Acting Assistant Secretary for Finance and Operations.

For the reasons discussed in the preamble, the Secretary amends parts 31 and 32 of title 34 of the Code of Federal Regulations as follows:

PART 31—SALARY OFFSET FOR FEDERAL EMPLOYEES WHO ARE INDEBTED TO THE UNITED STATES UNDER PROGRAMS ADMINISTERED BY THE SECRETARY OF EDUCATION

1. The authority citation for part 31 continues to read as follows:

Authority: 5 U.S.C. 5514; 31 U.S.C. 3716.

2. Section 31.7 is amended by revising paragraph (a) to read as follows:

§ 31.7
Hearing procedures.

(a) Independence of hearing official.
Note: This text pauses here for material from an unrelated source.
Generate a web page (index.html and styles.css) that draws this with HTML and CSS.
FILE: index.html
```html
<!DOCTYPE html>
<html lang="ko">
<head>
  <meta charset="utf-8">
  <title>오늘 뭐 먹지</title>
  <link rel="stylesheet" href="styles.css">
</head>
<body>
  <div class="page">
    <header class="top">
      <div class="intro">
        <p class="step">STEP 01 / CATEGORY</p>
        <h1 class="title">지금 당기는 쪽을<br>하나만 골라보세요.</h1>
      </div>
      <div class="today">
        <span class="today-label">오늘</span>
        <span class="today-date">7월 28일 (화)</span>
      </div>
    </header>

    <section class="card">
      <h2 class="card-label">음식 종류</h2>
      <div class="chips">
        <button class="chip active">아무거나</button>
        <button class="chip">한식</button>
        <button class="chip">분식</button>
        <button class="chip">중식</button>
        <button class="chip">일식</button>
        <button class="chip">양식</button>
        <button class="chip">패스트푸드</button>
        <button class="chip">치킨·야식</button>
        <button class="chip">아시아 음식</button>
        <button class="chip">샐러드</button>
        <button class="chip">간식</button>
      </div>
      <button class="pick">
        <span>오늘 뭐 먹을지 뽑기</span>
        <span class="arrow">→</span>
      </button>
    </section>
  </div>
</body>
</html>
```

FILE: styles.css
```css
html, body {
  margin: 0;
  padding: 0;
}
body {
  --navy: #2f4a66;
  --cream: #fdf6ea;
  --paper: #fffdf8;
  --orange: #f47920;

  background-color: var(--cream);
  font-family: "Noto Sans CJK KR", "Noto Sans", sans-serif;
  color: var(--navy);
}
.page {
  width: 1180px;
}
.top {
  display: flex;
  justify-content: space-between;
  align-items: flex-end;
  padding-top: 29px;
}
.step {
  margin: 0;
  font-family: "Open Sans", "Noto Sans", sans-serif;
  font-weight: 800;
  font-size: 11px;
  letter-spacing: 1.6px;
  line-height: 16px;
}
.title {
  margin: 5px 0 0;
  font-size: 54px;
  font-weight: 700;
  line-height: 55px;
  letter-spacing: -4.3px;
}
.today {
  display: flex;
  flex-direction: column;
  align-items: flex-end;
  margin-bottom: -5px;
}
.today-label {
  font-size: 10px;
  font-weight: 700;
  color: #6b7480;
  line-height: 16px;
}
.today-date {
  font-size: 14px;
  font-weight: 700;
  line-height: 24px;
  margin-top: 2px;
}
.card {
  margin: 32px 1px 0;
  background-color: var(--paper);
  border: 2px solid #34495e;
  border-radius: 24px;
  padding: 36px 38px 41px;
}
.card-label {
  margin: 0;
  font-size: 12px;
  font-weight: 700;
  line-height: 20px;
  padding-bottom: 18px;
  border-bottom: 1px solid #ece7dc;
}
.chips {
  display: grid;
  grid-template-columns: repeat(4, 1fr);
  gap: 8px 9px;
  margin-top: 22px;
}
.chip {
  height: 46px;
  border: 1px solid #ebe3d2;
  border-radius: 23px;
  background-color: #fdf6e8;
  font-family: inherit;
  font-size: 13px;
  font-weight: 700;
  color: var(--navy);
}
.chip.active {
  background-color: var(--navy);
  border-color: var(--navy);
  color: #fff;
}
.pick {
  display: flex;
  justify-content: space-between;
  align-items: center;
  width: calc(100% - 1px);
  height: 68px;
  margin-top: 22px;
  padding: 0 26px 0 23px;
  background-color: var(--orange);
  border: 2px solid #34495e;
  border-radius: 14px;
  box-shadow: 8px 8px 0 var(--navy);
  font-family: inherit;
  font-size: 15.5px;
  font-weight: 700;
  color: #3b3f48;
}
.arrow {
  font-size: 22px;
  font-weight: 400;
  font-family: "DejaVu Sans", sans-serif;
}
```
A hearing provided under this part is conducted by a hearing official who is not under the supervision or control of the Secretary, except that this prohibition does not apply to the Department's administrative law judges.

PART 32—SALARY OFFSET TO RECOVER OVERPAYMENTS OF PAY OR ALLOWANCES FROM DEPARTMENT OF EDUCATION EMPLOYEES

3. The authority citation for part 32 continues to read as follows:

Authority: 5 U.S.C. 5514; 31 U.S.C. 3716.

4. Section 32.5 is amended by revising paragraph (d) to read as follows:

§ 32.5
Pre-offset hearing—general.

(d) The hearing is conducted by a hearing official who is not under the supervision or control of the Secretary, except that this prohibition does not apply to the Department's administrative law judges.